The following is a list of dances and their corresponding music that she created:

- 1912 El Garrotin, based on a popular song La Corrida, music by Valverde (taken from choreographies created in 1910 for the opérette L’Amour en Espagne, Tango Andalou, music by Ballesteros).
- 1916 Danse des Yeux verts, music specially composed by Granados
- Between 1916 and 1921: Habanera, music by Pablo de Sarasate, Cordoba, music by Albeniz, Danza V, music by Granados
- 1921, Sevilla, music by Albeniz Serenata, music by Malats Sérénade Andalouse, music by C. Ruecker
- 1925 Danse du Feu, music by Manuel de Falla, Andalouse Sentimentale, music by Turina, Boléro Classique, music by Iradier Bohémiene, based on a popular song Seguidilla (without music).
- 1926 Mexico, based on a popular air, Ciel de Cuba, based on a popular song
- 1927 Valencia, music by C. Ruecker Chaconne, music by Albeniz
- 1928 Serenata Andaluza, music by Manuel de Falla, Jota Valenciana, music by Granados, Danse Gitane, music by Infante Lagerterana, music by Guerrero
- 1929, La Vie Brève, music by de Falla, Carinosa, popular music from the Philippines, Jota Aragonesa, music by de Falla
- 1930 Goyescas, music by Granados Danse Ibérienne, music specially composed by Joaquin Nin, Danse de la Meunière, music by de Falla
- 1932 Almeria, music by Albeniz, La Romeria de los Cornudos, music by Pittaluga (The Shawl Dance, a dance from Granada). Puerta de Tierra, music by Albeniz, Danse du Meunier, music by de Falla, Légende, music by Albeniz, Charrada, popular music from Salamanca, Malaguena, music by Albeniz, Castilla, music by Albeniz, "Matid 1 800". Cuba, music by Albeniz, Alegrias, music by Ballesteros
- 1933 Zapateado, music by Granados, Tientos, music by Infante
- 1934 Sacro-Monte, music by Turina, Esquisse Gitane, music by Infante, La Fregona, music by Vives, Suite Argentina, based on a popular air (Condicion-Bailecito-Zamba). Suite Andalouse, based on popular songs (Sevillanas-Peteneras-Bulerias).
- 1935 Fandango, music by Turina, Polo Gitano, music by Breton
- 1936: La Firmeza, based on Argentinian popular music, the last dance in the Suite Argentina.

2. Ballets

In 1925, Manuel de Falla composed the music for the ballet El amor brujo. El Fandango de Candi was choreographed in 1927 with music by Duran. La Argentina danced in a pink costume with cubist flounces cut into scallops, expressing feminine shrewdness, thwarted love, and tenderness. Also in 1927, a flamenco dance called Au coeur de Seville was performed, featuring a popular air.

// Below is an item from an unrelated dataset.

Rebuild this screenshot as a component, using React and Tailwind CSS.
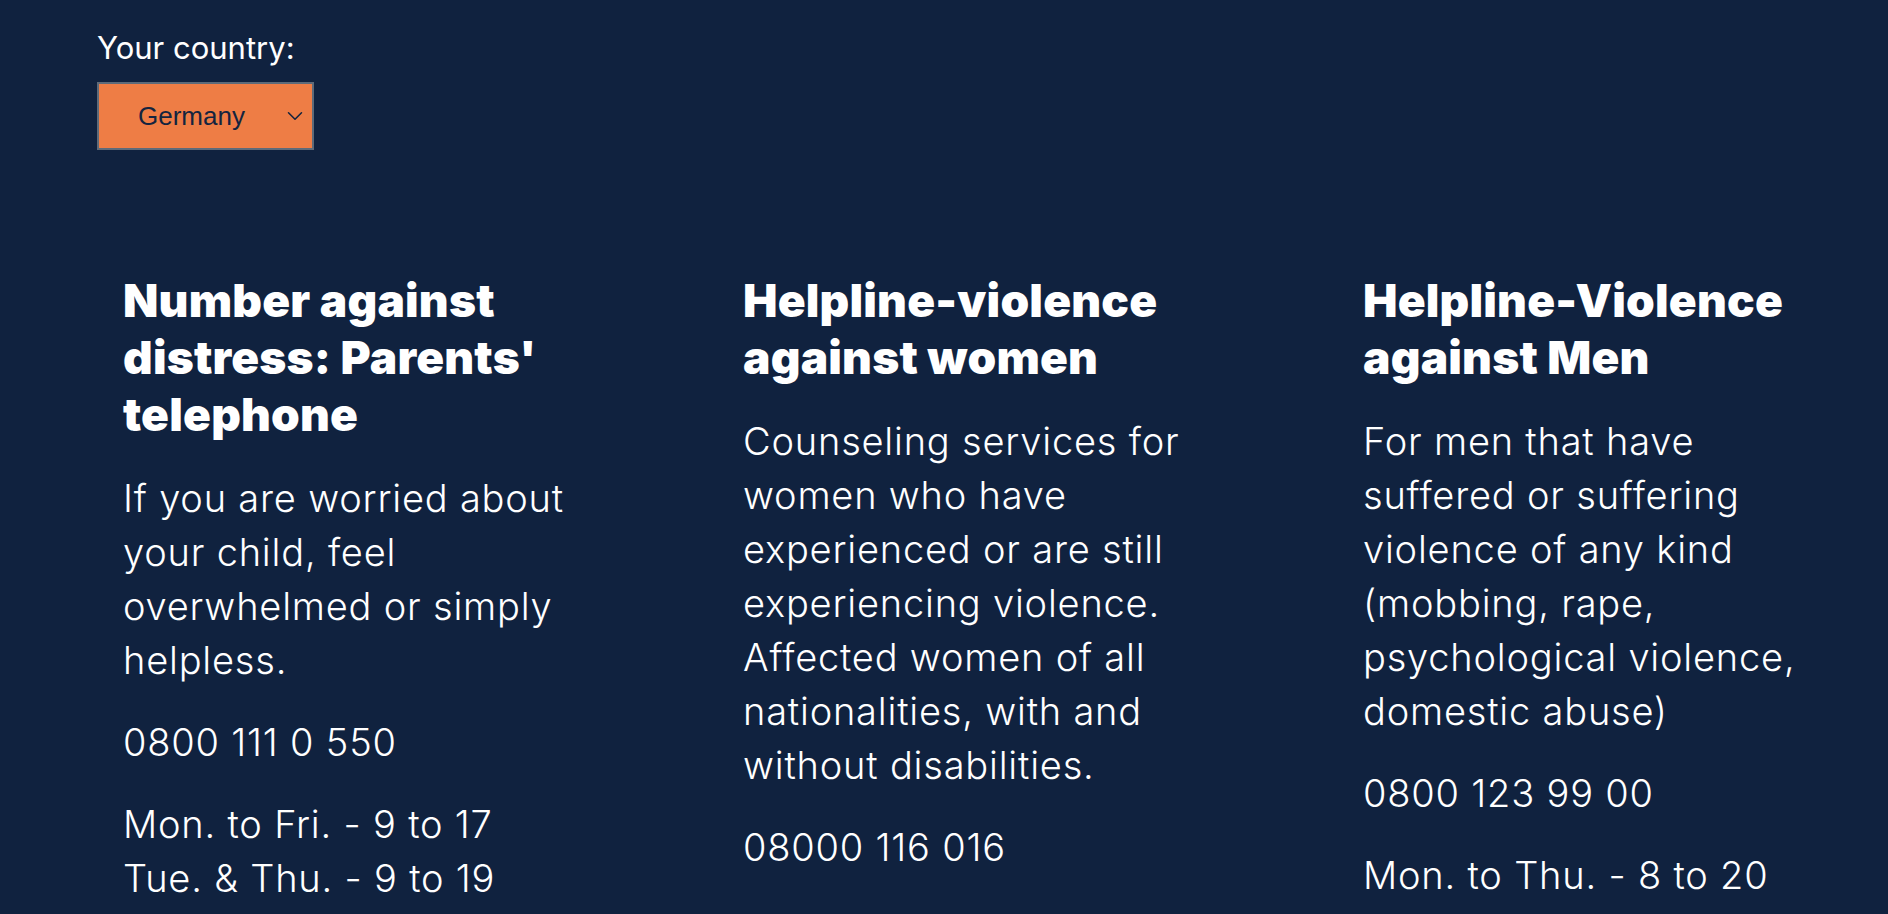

Ernesto Halffter composed the music for Sonatine in 1928. La Argentina danced in this ballet, which mixed elements of Old France and Castilla and featured a shepherdess gliding and pirouetting imperceptibly.

In 1928, Óscar Esplá composed the music for Le Contrebandier, a ballet featuring the future Empress Eugénie and the countess of Teba.

Juerga, choreographed in 1928 by Julien Bautista, depicted scenes of popular life in Madrid around 1885, with young people from good families mingling with common folk and engaging in unrestrained jollity. Triana, composed by Albeniz in 1929, depicted lovers' quarrels, set during the Corpus Christi festival in Sevilla.

==Awards==
La Argentina was recognized for her contributions to modern dance with several prestigious awards. She was awarded the French Légion d'honneur and the Spanish Orden de Isabel la Católica.